**** Recorded information ****

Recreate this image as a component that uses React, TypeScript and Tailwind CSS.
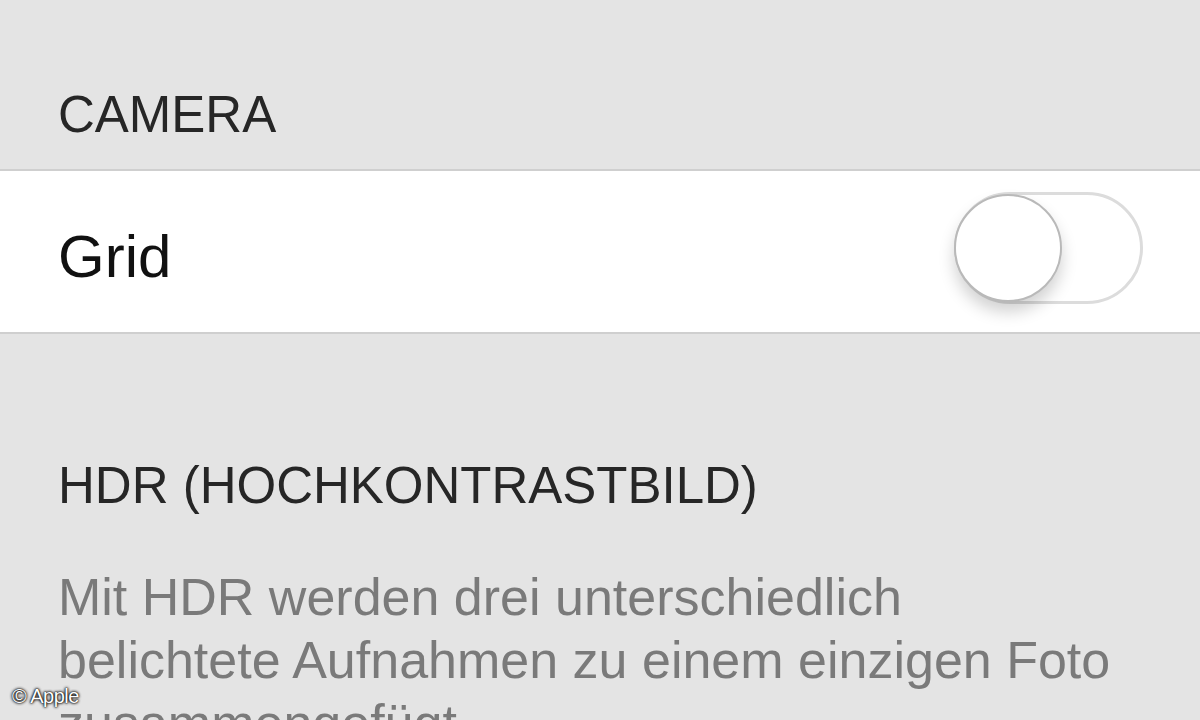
import { useState } from "react";

function Toggle({ on, onChange }: { on: boolean; onChange: (v: boolean) => void }) {
  return (
    <button
      type="button"
      role="switch"
      aria-checked={on}
      onClick={() => onChange(!on)}
      className={
        "relative h-[112px] w-[189px] shrink-0 rounded-full border-[3px] " +
        (on ? "border-[#4cd964] bg-[#4cd964]" : "border-[#dcdcdc] bg-white")
      }
    >
      <span
        className={
          "absolute top-[-1px] h-[108px] w-[108px] rounded-full border-2 border-[#b9b9b9] bg-white shadow-[0_10px_16px_rgba(0,0,0,0.18)] " +
          (on ? "right-[-3px]" : "left-[-3px]")
        }
      />
    </button>
  );
}

export default function App() {
  const [grid, setGrid] = useState(false);

  return (
    <div
      className="relative h-[720px] w-[1200px] overflow-hidden bg-[#e4e4e4]"
      style={{ fontFamily: '"Liberation Sans", Arial, sans-serif' }}
    >
      <div className="px-[58px] pb-[23px] pt-[83px]">
        <h2 className="text-[51px] leading-[63px] text-[#262626]">CAMERA</h2>
      </div>

      <div className="flex h-[165px] items-center justify-between border-y-2 border-[#cfcfcf] bg-white pl-[58px] pr-[57px]">
        <span className="mt-[10px] text-[60px] leading-[60px] text-[#111]">Grid</span>
        <div className="-mt-[3px]">
          <Toggle on={grid} onChange={setGrid} />
        </div>
      </div>

      <div className="px-[58px] pt-[120px]">
        <h2 className="text-[51px] leading-[63px] text-[#262626]">HDR (HOCHKONTRASTBILD)</h2>
        <p className="mt-[49px] w-[1070px] text-[52px] leading-[63px] text-[#7a7a7a]">
          Mit HDR werden drei unterschiedlich belichtete Aufnahmen zu einem einzigen Foto
          zusammengefügt.
        </p>
      </div>

      <span className="absolute left-[12px] top-[684px] text-[20px] leading-[24px] tracking-[-0.5px] text-white [text-shadow:0_0_3px_#000,0_0_3px_#000,0_0_1px_#000]">
        © Apple
      </span>
    </div>
  );
}
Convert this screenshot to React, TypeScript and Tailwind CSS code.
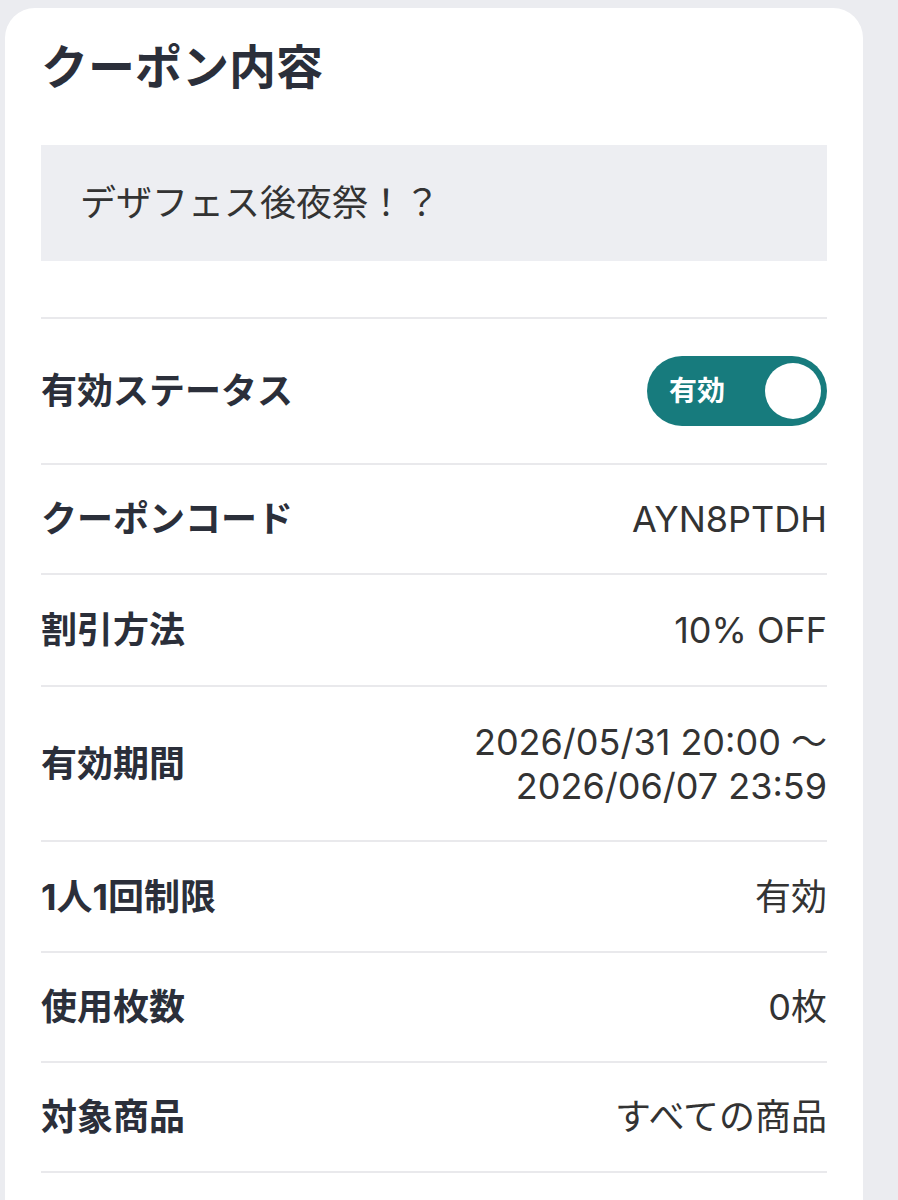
import React from 'react';

const font = { fontFamily: '"Inter", "Noto Sans CJK JP", sans-serif' };

function Row({ label, children, h }: { label: string; children: React.ReactNode; h: string }) {
    return (
        <div className={`flex items-center justify-between border-t-2 border-[#e9e9ec] ${h}`}>
            <div className="text-[36px] font-bold text-[#2b2f3a] leading-[44px]">{label}</div>
            <div className="text-[36px] text-[#333] leading-[44px] text-right">{children}</div>
        </div>
    );
}

export default function App() {
    return (
        <div className="min-h-[1200px] bg-[#ebecf0] pl-[5px] pr-[35px] pt-[8px]" style={font}>
            <div className="bg-white rounded-t-[30px] px-[36px] pt-[26px] min-h-[1192px]">
                <h1 className="text-[47px] font-bold text-[#2b2f3a] leading-[66px]">クーポン内容</h1>

                <div className="mt-[45px] h-[116px] bg-[#edeef2] flex items-center pl-[39px] text-[36px] text-[#333]">
                    デザフェス後夜祭！？
                </div>

                <div className="mt-[56px] border-b-2 border-[#e9e9ec]">
                    <Row label="有効ステータス" h="h-[146px]">
                        <div className="flex items-center justify-between w-[180px] h-[70px] rounded-full bg-[#177b7d] pl-[22px] pr-[6px]">
                            <span className="text-[28px] font-bold text-white">有効</span>
                            <span className="w-[56px] h-[56px] rounded-full bg-white" />
                        </div>
                    </Row>
                    <Row label="クーポンコード" h="h-[110px]">AYN8PTDH</Row>
                    <Row label="割引方法" h="h-[112px]">10% OFF</Row>
                    <Row label="有効期間" h="h-[155px]">
                        <div>2026/05/31 20:00 ～</div>
                        <div>2026/06/07 23:59</div>
                    </Row>
                    <Row label="1人1回制限" h="h-[111px]">有効</Row>
                    <Row label="使用枚数" h="h-[110px]">0枚</Row>
                    <Row label="対象商品" h="h-[110px]">すべての商品</Row>
                </div>
            </div>
        </div>
    );
}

****

Task instructions:
Please set down each line of the data above exactly as written, without the pictures.

Solved exercise:
Recreate this image as a component that uses React, TypeScript and Tailwind CSS.
import { useState } from "react";

function Toggle({ on, onChange }: { on: boolean; onChange: (v: boolean) => void }) {
  return (
    <button
      type="button"
      role="switch"
      aria-checked={on}
      onClick={() => onChange(!on)}
      className={
        "relative h-[112px] w-[189px] shrink-0 rounded-full border-[3px] " +
        (on ? "border-[#4cd964] bg-[#4cd964]" : "border-[#dcdcdc] bg-white")
      }
    >
      <span
        className={
          "absolute top-[-1px] h-[108px] w-[108px] rounded-full border-2 border-[#b9b9b9] bg-white shadow-[0_10px_16px_rgba(0,0,0,0.18)] " +
          (on ? "right-[-3px]" : "left-[-3px]")
        }
      />
    </button>
  );
}

export default function App() {
  const [grid, setGrid] = useState(false);

  return (
    <div
      className="relative h-[720px] w-[1200px] overflow-hidden bg-[#e4e4e4]"
      style={{ fontFamily: '"Liberation Sans", Arial, sans-serif' }}
    >
      <div className="px-[58px] pb-[23px] pt-[83px]">
        <h2 className="text-[51px] leading-[63px] text-[#262626]">CAMERA</h2>
      </div>

      <div className="flex h-[165px] items-center justify-between border-y-2 border-[#cfcfcf] bg-white pl-[58px] pr-[57px]">
        <span className="mt-[10px] text-[60px] leading-[60px] text-[#111]">Grid</span>
        <div className="-mt-[3px]">
          <Toggle on={grid} onChange={setGrid} />
        </div>
      </div>

      <div className="px-[58px] pt-[120px]">
        <h2 className="text-[51px] leading-[63px] text-[#262626]">HDR (HOCHKONTRASTBILD)</h2>
        <p className="mt-[49px] w-[1070px] text-[52px] leading-[63px] text-[#7a7a7a]">
          Mit HDR werden drei unterschiedlich belichtete Aufnahmen zu einem einzigen Foto
          zusammengefügt.
        </p>
      </div>

      <span className="absolute left-[12px] top-[684px] text-[20px] leading-[24px] tracking-[-0.5px] text-white [text-shadow:0_0_3px_#000,0_0_3px_#000,0_0_1px_#000]">
        © Apple
      </span>
    </div>
  );
}
Convert this screenshot to React, TypeScript and Tailwind CSS code.
import React from 'react';

const font = { fontFamily: '"Inter", "Noto Sans CJK JP", sans-serif' };

function Row({ label, children, h }: { label: string; children: React.ReactNode; h: string }) {
    return (
        <div className={`flex items-center justify-between border-t-2 border-[#e9e9ec] ${h}`}>
            <div className="text-[36px] font-bold text-[#2b2f3a] leading-[44px]">{label}</div>
            <div className="text-[36px] text-[#333] leading-[44px] text-right">{children}</div>
        </div>
    );
}

export default function App() {
    return (
        <div className="min-h-[1200px] bg-[#ebecf0] pl-[5px] pr-[35px] pt-[8px]" style={font}>
            <div className="bg-white rounded-t-[30px] px-[36px] pt-[26px] min-h-[1192px]">
                <h1 className="text-[47px] font-bold text-[#2b2f3a] leading-[66px]">クーポン内容</h1>

                <div className="mt-[45px] h-[116px] bg-[#edeef2] flex items-center pl-[39px] text-[36px] text-[#333]">
                    デザフェス後夜祭！？
                </div>

                <div className="mt-[56px] border-b-2 border-[#e9e9ec]">
                    <Row label="有効ステータス" h="h-[146px]">
                        <div className="flex items-center justify-between w-[180px] h-[70px] rounded-full bg-[#177b7d] pl-[22px] pr-[6px]">
                            <span className="text-[28px] font-bold text-white">有効</span>
                            <span className="w-[56px] h-[56px] rounded-full bg-white" />
                        </div>
                    </Row>
                    <Row label="クーポンコード" h="h-[110px]">AYN8PTDH</Row>
                    <Row label="割引方法" h="h-[112px]">10% OFF</Row>
                    <Row label="有効期間" h="h-[155px]">
                        <div>2026/05/31 20:00 ～</div>
                        <div>2026/06/07 23:59</div>
                    </Row>
                    <Row label="1人1回制限" h="h-[111px]">有効</Row>
                    <Row label="使用枚数" h="h-[110px]">0枚</Row>
                    <Row label="対象商品" h="h-[110px]">すべての商品</Row>
                </div>
            </div>
        </div>
    );
}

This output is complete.